> [THE PROBLEM]:
Output the material exactly, but drop every image it holds.
-- start of SOURCE EXCERPT --
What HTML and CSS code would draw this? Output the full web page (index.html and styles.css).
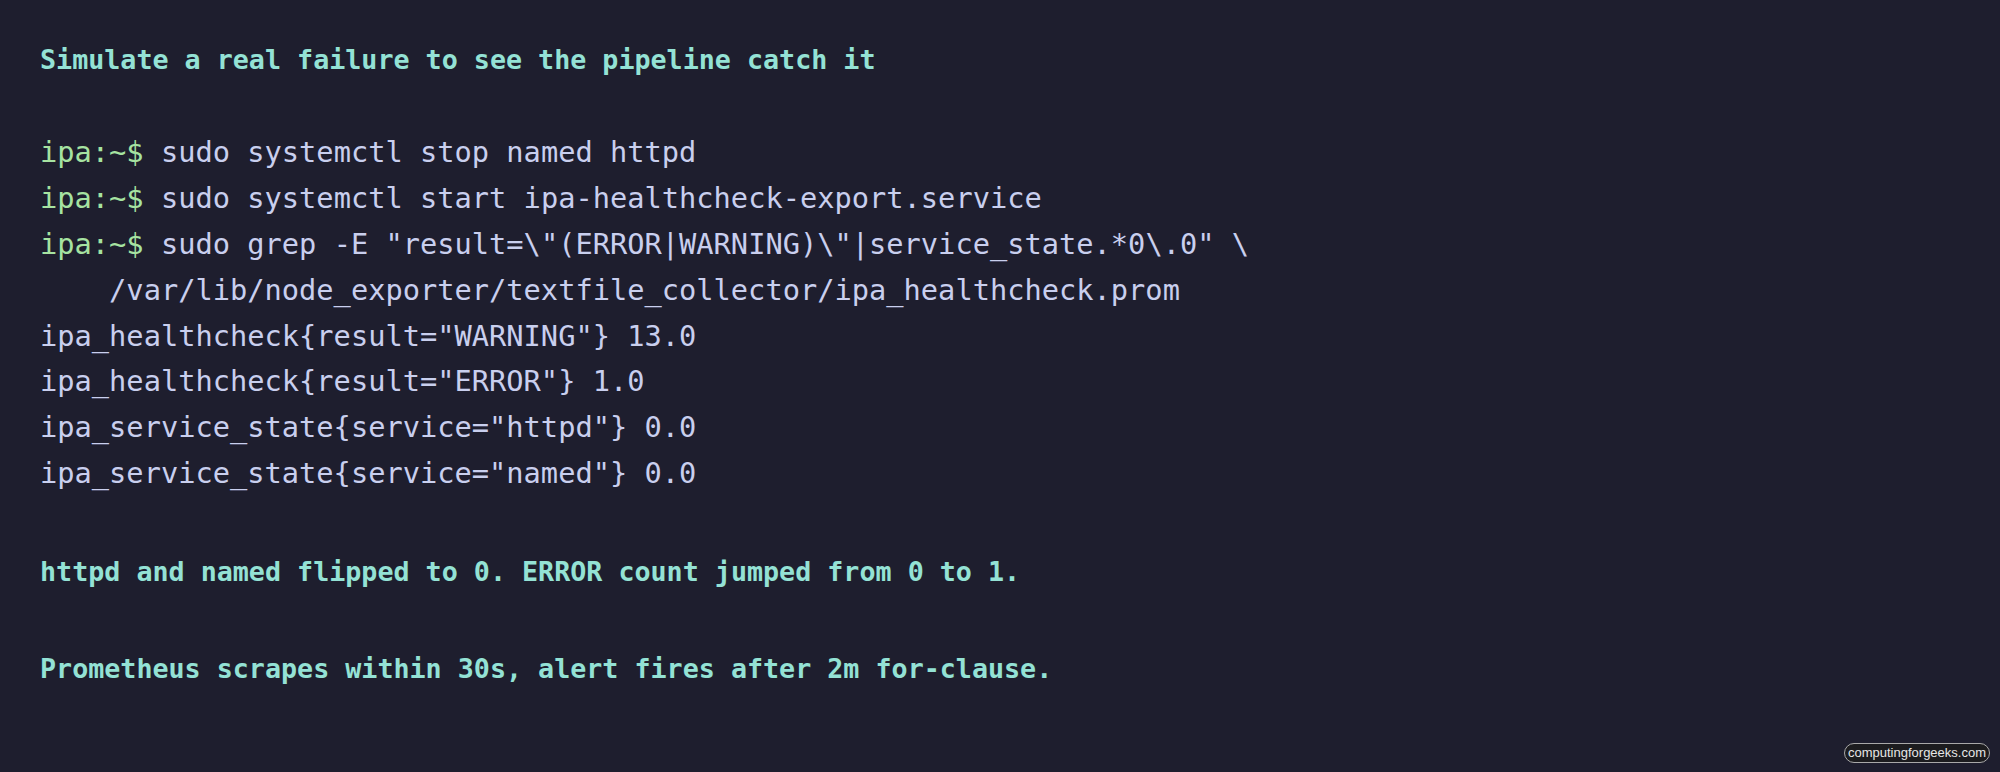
FILE: index.html
```html
<!DOCTYPE html>
<html lang="en">
<head>
<meta charset="utf-8">
<title>IPA healthcheck failure simulation</title>
<link rel="stylesheet" href="styles.css">
</head>
<body>
<main class="term">
  <div class="note note-first">Simulate a real failure to see the pipeline catch it</div>
  <div class="block">
    <div class="line"><span class="prompt">ipa:~$</span> sudo systemctl stop named httpd</div>
    <div class="line"><span class="prompt">ipa:~$</span> sudo systemctl start ipa-healthcheck-export.service</div>
    <div class="line"><span class="prompt">ipa:~$</span> sudo grep -E "result=\"(ERROR|WARNING)\"|service_state.*0\.0" \</div>
    <div class="line">    /var/lib/node_exporter/textfile_collector/ipa_healthcheck.prom</div>
    <div class="line">ipa_healthcheck{result="WARNING"} 13.0</div>
    <div class="line">ipa_healthcheck{result="ERROR"} 1.0</div>
    <div class="line">ipa_service_state{service="httpd"} 0.0</div>
    <div class="line">ipa_service_state{service="named"} 0.0</div>
  </div>
  <div class="note note-mid">httpd and named flipped to 0. ERROR count jumped from 0 to 1.</div>
  <div class="note note-last">Prometheus scrapes within 30s, alert fires after 2m for-clause.</div>
</main>
<div class="badge">computingforgeeks.com</div>
</body>
</html>
```
FILE: styles.css
```css
html, body {
  margin: 0;
  padding: 0;
}
body {
  width: 2000px;
  height: 772px;
  background: #1e1e2e;
  overflow: hidden;
  position: relative;
}
.term {
  display: flex;
  flex-direction: column;
  padding: 37px 0 0 40px;
  font-family: "DejaVu Sans Mono", "Liberation Mono", monospace;
}
.block {
  display: flex;
  flex-direction: column;
  margin-top: 47px;
}
.line {
  white-space: pre;
  font-size: 28.7px;
  line-height: 45.9px;
  height: 45.9px;
  color: #c9cfee;
}
.prompt {
  color: #a6e3a1;
}
.note {
  white-space: pre;
  font-size: 26.7px;
  font-weight: bold;
  line-height: 46px;
  height: 46px;
  color: #94e2d5;
}
.note-mid {
  margin-top: 52px;
}
.note-last {
  margin-top: 51px;
}
.badge {
  position: absolute;
  left: 1844px;
  top: 743px;
  width: 144px;
  height: 18px;
  border: 1px solid #a9a9a9;
  border-radius: 10px;
  background: #1c1c1f;
  color: #e6e6e6;
  font-family: "Liberation Sans", Arial, sans-serif;
  font-size: 13px;
  line-height: 18px;
  text-align: center;
}
```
-- end of SOURCE EXCERPT --
> [THE RESPONSE]:
What HTML and CSS code would draw this? Output the full web page (index.html and styles.css).
FILE: index.html
```html
<!DOCTYPE html>
<html lang="en">
<head>
<meta charset="utf-8">
<title>IPA healthcheck failure simulation</title>
<link rel="stylesheet" href="styles.css">
</head>
<body>
<main class="term">
  <div class="note note-first">Simulate a real failure to see the pipeline catch it</div>
  <div class="block">
    <div class="line"><span class="prompt">ipa:~$</span> sudo systemctl stop named httpd</div>
    <div class="line"><span class="prompt">ipa:~$</span> sudo systemctl start ipa-healthcheck-export.service</div>
    <div class="line"><span class="prompt">ipa:~$</span> sudo grep -E "result=\"(ERROR|WARNING)\"|service_state.*0\.0" \</div>
    <div class="line">    /var/lib/node_exporter/textfile_collector/ipa_healthcheck.prom</div>
    <div class="line">ipa_healthcheck{result="WARNING"} 13.0</div>
    <div class="line">ipa_healthcheck{result="ERROR"} 1.0</div>
    <div class="line">ipa_service_state{service="httpd"} 0.0</div>
    <div class="line">ipa_service_state{service="named"} 0.0</div>
  </div>
  <div class="note note-mid">httpd and named flipped to 0. ERROR count jumped from 0 to 1.</div>
  <div class="note note-last">Prometheus scrapes within 30s, alert fires after 2m for-clause.</div>
</main>
<div class="badge">computingforgeeks.com</div>
</body>
</html>
```
FILE: styles.css
```css
html, body {
  margin: 0;
  padding: 0;
}
body {
  width: 2000px;
  height: 772px;
  background: #1e1e2e;
  overflow: hidden;
  position: relative;
}
.term {
  display: flex;
  flex-direction: column;
  padding: 37px 0 0 40px;
  font-family: "DejaVu Sans Mono", "Liberation Mono", monospace;
}
.block {
  display: flex;
  flex-direction: column;
  margin-top: 47px;
}
.line {
  white-space: pre;
  font-size: 28.7px;
  line-height: 45.9px;
  height: 45.9px;
  color: #c9cfee;
}
.prompt {
  color: #a6e3a1;
}
.note {
  white-space: pre;
  font-size: 26.7px;
  font-weight: bold;
  line-height: 46px;
  height: 46px;
  color: #94e2d5;
}
.note-mid {
  margin-top: 52px;
}
.note-last {
  margin-top: 51px;
}
.badge {
  position: absolute;
  left: 1844px;
  top: 743px;
  width: 144px;
  height: 18px;
  border: 1px solid #a9a9a9;
  border-radius: 10px;
  background: #1c1c1f;
  color: #e6e6e6;
  font-family: "Liberation Sans", Arial, sans-serif;
  font-size: 13px;
  line-height: 18px;
  text-align: center;
}
```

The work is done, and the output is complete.